• _Direction_: Your task is to output the listing word for word, with pictures excluded.

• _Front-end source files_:
## START

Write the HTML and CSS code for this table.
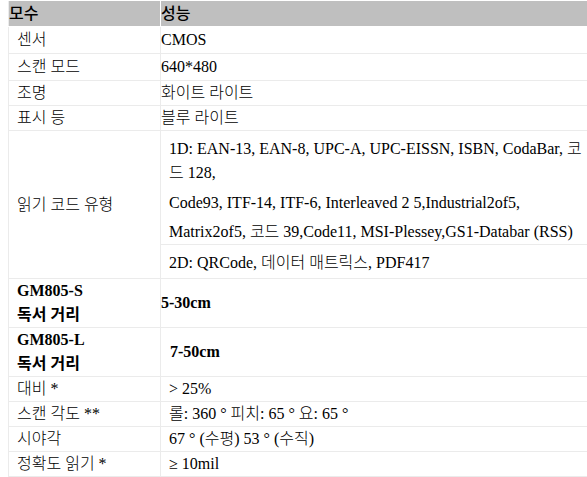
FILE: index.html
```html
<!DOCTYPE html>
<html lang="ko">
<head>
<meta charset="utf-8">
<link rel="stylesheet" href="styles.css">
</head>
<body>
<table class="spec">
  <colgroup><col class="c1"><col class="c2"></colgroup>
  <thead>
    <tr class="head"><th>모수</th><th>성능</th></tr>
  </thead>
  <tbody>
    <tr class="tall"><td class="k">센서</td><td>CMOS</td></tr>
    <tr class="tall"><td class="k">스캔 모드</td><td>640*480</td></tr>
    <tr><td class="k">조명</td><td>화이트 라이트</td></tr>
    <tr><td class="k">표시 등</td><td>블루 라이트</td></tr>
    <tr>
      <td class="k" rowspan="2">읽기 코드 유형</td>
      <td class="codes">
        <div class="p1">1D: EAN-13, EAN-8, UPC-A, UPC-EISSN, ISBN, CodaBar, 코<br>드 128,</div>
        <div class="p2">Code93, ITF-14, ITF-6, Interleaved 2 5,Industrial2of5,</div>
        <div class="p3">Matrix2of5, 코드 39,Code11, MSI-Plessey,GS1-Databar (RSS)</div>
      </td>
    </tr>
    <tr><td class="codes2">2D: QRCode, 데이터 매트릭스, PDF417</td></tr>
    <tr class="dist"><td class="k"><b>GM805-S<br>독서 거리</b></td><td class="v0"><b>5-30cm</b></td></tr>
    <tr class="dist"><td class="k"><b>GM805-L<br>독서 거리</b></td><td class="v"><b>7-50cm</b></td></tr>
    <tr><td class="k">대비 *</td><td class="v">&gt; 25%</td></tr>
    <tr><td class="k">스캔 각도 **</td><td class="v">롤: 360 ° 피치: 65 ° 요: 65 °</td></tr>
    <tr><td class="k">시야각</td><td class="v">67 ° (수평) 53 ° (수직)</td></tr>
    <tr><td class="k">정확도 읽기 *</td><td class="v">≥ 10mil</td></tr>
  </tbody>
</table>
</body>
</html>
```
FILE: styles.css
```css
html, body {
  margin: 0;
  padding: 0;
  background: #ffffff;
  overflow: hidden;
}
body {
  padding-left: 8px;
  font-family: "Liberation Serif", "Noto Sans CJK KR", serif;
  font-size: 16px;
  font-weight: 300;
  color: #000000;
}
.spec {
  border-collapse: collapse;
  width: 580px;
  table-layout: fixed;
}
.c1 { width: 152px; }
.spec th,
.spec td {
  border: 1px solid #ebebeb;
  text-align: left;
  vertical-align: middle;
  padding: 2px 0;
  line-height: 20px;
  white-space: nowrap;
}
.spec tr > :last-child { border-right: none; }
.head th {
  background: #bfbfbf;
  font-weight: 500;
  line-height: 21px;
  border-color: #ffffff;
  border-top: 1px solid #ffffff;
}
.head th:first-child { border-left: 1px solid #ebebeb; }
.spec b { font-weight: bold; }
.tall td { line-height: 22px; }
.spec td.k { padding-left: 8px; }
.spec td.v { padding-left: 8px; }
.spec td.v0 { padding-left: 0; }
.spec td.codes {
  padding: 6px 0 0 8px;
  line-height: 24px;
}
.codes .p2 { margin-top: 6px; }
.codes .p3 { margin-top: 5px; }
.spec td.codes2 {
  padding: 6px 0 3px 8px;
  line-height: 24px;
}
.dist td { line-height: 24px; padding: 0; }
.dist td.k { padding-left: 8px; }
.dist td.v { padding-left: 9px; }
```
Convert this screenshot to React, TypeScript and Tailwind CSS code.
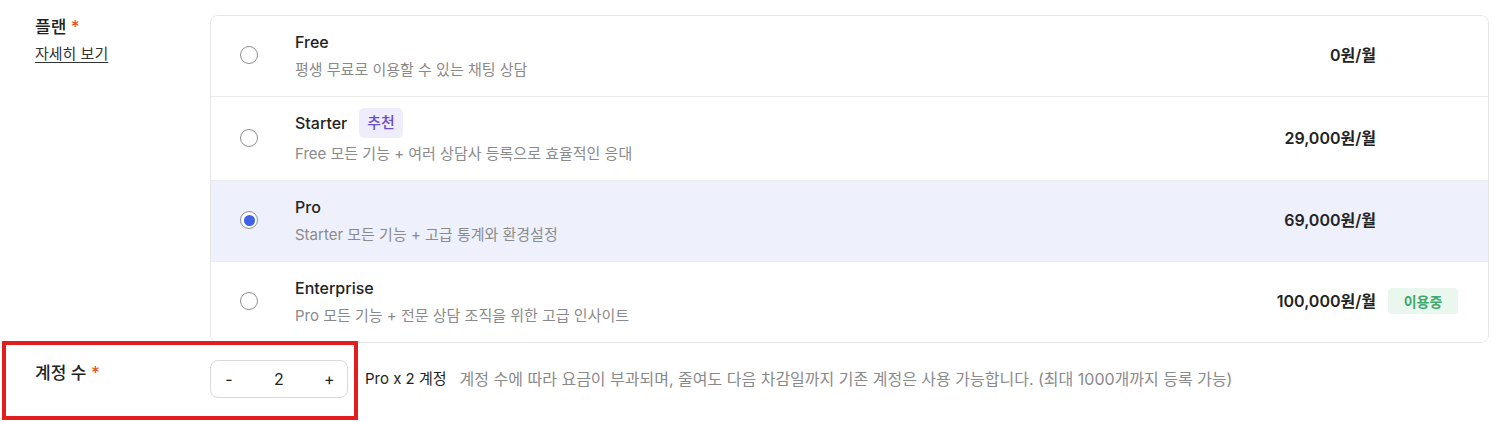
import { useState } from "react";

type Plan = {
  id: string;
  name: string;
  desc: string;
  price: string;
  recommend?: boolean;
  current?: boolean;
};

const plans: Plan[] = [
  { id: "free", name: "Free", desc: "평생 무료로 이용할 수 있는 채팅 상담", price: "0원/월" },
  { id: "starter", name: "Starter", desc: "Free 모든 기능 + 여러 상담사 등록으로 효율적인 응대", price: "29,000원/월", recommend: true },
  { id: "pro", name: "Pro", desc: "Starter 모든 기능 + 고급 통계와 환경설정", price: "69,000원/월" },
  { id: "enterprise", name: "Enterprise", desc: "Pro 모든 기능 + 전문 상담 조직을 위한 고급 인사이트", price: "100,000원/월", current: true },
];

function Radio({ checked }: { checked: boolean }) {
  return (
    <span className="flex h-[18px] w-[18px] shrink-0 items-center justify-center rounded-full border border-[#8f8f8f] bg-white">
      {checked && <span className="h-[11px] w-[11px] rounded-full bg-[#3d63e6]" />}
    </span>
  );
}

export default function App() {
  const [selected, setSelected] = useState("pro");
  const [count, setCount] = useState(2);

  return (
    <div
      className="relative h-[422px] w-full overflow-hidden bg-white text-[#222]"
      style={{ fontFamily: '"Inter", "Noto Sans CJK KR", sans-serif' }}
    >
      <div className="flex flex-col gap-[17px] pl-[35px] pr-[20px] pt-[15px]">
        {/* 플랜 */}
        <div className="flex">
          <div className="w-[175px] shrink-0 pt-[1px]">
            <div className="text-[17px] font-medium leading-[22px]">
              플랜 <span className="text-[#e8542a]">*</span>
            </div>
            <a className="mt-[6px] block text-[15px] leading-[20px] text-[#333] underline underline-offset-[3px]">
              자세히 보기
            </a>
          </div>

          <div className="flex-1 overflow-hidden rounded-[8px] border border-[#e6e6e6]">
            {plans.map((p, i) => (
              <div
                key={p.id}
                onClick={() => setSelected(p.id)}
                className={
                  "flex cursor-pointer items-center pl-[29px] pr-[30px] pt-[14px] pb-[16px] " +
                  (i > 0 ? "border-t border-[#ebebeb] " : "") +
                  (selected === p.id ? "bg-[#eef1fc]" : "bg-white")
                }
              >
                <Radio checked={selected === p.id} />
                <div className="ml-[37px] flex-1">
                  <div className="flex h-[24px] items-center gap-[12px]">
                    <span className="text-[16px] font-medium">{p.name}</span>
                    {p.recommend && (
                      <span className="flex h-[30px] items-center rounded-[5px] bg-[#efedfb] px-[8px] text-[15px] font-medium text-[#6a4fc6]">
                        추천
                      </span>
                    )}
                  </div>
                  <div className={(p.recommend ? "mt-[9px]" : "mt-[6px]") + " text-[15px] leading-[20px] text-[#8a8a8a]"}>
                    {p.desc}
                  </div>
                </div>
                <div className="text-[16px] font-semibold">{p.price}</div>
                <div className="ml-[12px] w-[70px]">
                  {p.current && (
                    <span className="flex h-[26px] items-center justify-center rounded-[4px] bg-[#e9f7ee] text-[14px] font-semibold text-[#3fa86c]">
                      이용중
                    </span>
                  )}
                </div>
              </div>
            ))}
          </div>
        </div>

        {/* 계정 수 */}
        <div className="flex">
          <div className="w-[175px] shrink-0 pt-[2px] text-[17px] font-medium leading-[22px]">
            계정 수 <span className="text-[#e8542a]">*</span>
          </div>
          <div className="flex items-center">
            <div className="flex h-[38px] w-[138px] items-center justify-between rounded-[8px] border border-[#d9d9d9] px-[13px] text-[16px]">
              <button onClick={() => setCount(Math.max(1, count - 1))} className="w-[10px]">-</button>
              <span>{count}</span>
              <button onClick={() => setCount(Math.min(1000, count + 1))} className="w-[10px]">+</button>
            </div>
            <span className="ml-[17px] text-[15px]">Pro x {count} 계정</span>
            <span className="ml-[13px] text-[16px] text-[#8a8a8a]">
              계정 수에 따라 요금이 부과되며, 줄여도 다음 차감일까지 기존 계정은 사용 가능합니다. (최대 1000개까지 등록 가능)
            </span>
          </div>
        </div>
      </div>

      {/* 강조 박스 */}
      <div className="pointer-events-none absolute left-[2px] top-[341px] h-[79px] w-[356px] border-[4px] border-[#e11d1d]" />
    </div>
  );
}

## END

• _Solution for this exercise_:
Write the HTML and CSS code for this table.
FILE: index.html
```html
<!DOCTYPE html>
<html lang="ko">
<head>
<meta charset="utf-8">
<link rel="stylesheet" href="styles.css">
</head>
<body>
<table class="spec">
  <colgroup><col class="c1"><col class="c2"></colgroup>
  <thead>
    <tr class="head"><th>모수</th><th>성능</th></tr>
  </thead>
  <tbody>
    <tr class="tall"><td class="k">센서</td><td>CMOS</td></tr>
    <tr class="tall"><td class="k">스캔 모드</td><td>640*480</td></tr>
    <tr><td class="k">조명</td><td>화이트 라이트</td></tr>
    <tr><td class="k">표시 등</td><td>블루 라이트</td></tr>
    <tr>
      <td class="k" rowspan="2">읽기 코드 유형</td>
      <td class="codes">
        <div class="p1">1D: EAN-13, EAN-8, UPC-A, UPC-EISSN, ISBN, CodaBar, 코<br>드 128,</div>
        <div class="p2">Code93, ITF-14, ITF-6, Interleaved 2 5,Industrial2of5,</div>
        <div class="p3">Matrix2of5, 코드 39,Code11, MSI-Plessey,GS1-Databar (RSS)</div>
      </td>
    </tr>
    <tr><td class="codes2">2D: QRCode, 데이터 매트릭스, PDF417</td></tr>
    <tr class="dist"><td class="k"><b>GM805-S<br>독서 거리</b></td><td class="v0"><b>5-30cm</b></td></tr>
    <tr class="dist"><td class="k"><b>GM805-L<br>독서 거리</b></td><td class="v"><b>7-50cm</b></td></tr>
    <tr><td class="k">대비 *</td><td class="v">&gt; 25%</td></tr>
    <tr><td class="k">스캔 각도 **</td><td class="v">롤: 360 ° 피치: 65 ° 요: 65 °</td></tr>
    <tr><td class="k">시야각</td><td class="v">67 ° (수평) 53 ° (수직)</td></tr>
    <tr><td class="k">정확도 읽기 *</td><td class="v">≥ 10mil</td></tr>
  </tbody>
</table>
</body>
</html>
```
FILE: styles.css
```css
html, body {
  margin: 0;
  padding: 0;
  background: #ffffff;
  overflow: hidden;
}
body {
  padding-left: 8px;
  font-family: "Liberation Serif", "Noto Sans CJK KR", serif;
  font-size: 16px;
  font-weight: 300;
  color: #000000;
}
.spec {
  border-collapse: collapse;
  width: 580px;
  table-layout: fixed;
}
.c1 { width: 152px; }
.spec th,
.spec td {
  border: 1px solid #ebebeb;
  text-align: left;
  vertical-align: middle;
  padding: 2px 0;
  line-height: 20px;
  white-space: nowrap;
}
.spec tr > :last-child { border-right: none; }
.head th {
  background: #bfbfbf;
  font-weight: 500;
  line-height: 21px;
  border-color: #ffffff;
  border-top: 1px solid #ffffff;
}
.head th:first-child { border-left: 1px solid #ebebeb; }
.spec b { font-weight: bold; }
.tall td { line-height: 22px; }
.spec td.k { padding-left: 8px; }
.spec td.v { padding-left: 8px; }
.spec td.v0 { padding-left: 0; }
.spec td.codes {
  padding: 6px 0 0 8px;
  line-height: 24px;
}
.codes .p2 { margin-top: 6px; }
.codes .p3 { margin-top: 5px; }
.spec td.codes2 {
  padding: 6px 0 3px 8px;
  line-height: 24px;
}
.dist td { line-height: 24px; padding: 0; }
.dist td.k { padding-left: 8px; }
.dist td.v { padding-left: 9px; }
```
Convert this screenshot to React, TypeScript and Tailwind CSS code.
import { useState } from "react";

type Plan = {
  id: string;
  name: string;
  desc: string;
  price: string;
  recommend?: boolean;
  current?: boolean;
};

const plans: Plan[] = [
  { id: "free", name: "Free", desc: "평생 무료로 이용할 수 있는 채팅 상담", price: "0원/월" },
  { id: "starter", name: "Starter", desc: "Free 모든 기능 + 여러 상담사 등록으로 효율적인 응대", price: "29,000원/월", recommend: true },
  { id: "pro", name: "Pro", desc: "Starter 모든 기능 + 고급 통계와 환경설정", price: "69,000원/월" },
  { id: "enterprise", name: "Enterprise", desc: "Pro 모든 기능 + 전문 상담 조직을 위한 고급 인사이트", price: "100,000원/월", current: true },
];

function Radio({ checked }: { checked: boolean }) {
  return (
    <span className="flex h-[18px] w-[18px] shrink-0 items-center justify-center rounded-full border border-[#8f8f8f] bg-white">
      {checked && <span className="h-[11px] w-[11px] rounded-full bg-[#3d63e6]" />}
    </span>
  );
}

export default function App() {
  const [selected, setSelected] = useState("pro");
  const [count, setCount] = useState(2);

  return (
    <div
      className="relative h-[422px] w-full overflow-hidden bg-white text-[#222]"
      style={{ fontFamily: '"Inter", "Noto Sans CJK KR", sans-serif' }}
    >
      <div className="flex flex-col gap-[17px] pl-[35px] pr-[20px] pt-[15px]">
        {/* 플랜 */}
        <div className="flex">
          <div className="w-[175px] shrink-0 pt-[1px]">
            <div className="text-[17px] font-medium leading-[22px]">
              플랜 <span className="text-[#e8542a]">*</span>
            </div>
            <a className="mt-[6px] block text-[15px] leading-[20px] text-[#333] underline underline-offset-[3px]">
              자세히 보기
            </a>
          </div>

          <div className="flex-1 overflow-hidden rounded-[8px] border border-[#e6e6e6]">
            {plans.map((p, i) => (
              <div
                key={p.id}
                onClick={() => setSelected(p.id)}
                className={
                  "flex cursor-pointer items-center pl-[29px] pr-[30px] pt-[14px] pb-[16px] " +
                  (i > 0 ? "border-t border-[#ebebeb] " : "") +
                  (selected === p.id ? "bg-[#eef1fc]" : "bg-white")
                }
              >
                <Radio checked={selected === p.id} />
                <div className="ml-[37px] flex-1">
                  <div className="flex h-[24px] items-center gap-[12px]">
                    <span className="text-[16px] font-medium">{p.name}</span>
                    {p.recommend && (
                      <span className="flex h-[30px] items-center rounded-[5px] bg-[#efedfb] px-[8px] text-[15px] font-medium text-[#6a4fc6]">
                        추천
                      </span>
                    )}
                  </div>
                  <div className={(p.recommend ? "mt-[9px]" : "mt-[6px]") + " text-[15px] leading-[20px] text-[#8a8a8a]"}>
                    {p.desc}
                  </div>
                </div>
                <div className="text-[16px] font-semibold">{p.price}</div>
                <div className="ml-[12px] w-[70px]">
                  {p.current && (
                    <span className="flex h-[26px] items-center justify-center rounded-[4px] bg-[#e9f7ee] text-[14px] font-semibold text-[#3fa86c]">
                      이용중
                    </span>
                  )}
                </div>
              </div>
            ))}
          </div>
        </div>

        {/* 계정 수 */}
        <div className="flex">
          <div className="w-[175px] shrink-0 pt-[2px] text-[17px] font-medium leading-[22px]">
            계정 수 <span className="text-[#e8542a]">*</span>
          </div>
          <div className="flex items-center">
            <div className="flex h-[38px] w-[138px] items-center justify-between rounded-[8px] border border-[#d9d9d9] px-[13px] text-[16px]">
              <button onClick={() => setCount(Math.max(1, count - 1))} className="w-[10px]">-</button>
              <span>{count}</span>
              <button onClick={() => setCount(Math.min(1000, count + 1))} className="w-[10px]">+</button>
            </div>
            <span className="ml-[17px] text-[15px]">Pro x {count} 계정</span>
            <span className="ml-[13px] text-[16px] text-[#8a8a8a]">
              계정 수에 따라 요금이 부과되며, 줄여도 다음 차감일까지 기존 계정은 사용 가능합니다. (최대 1000개까지 등록 가능)
            </span>
          </div>
        </div>
      </div>

      {/* 강조 박스 */}
      <div className="pointer-events-none absolute left-[2px] top-[341px] h-[79px] w-[356px] border-[4px] border-[#e11d1d]" />
    </div>
  );
}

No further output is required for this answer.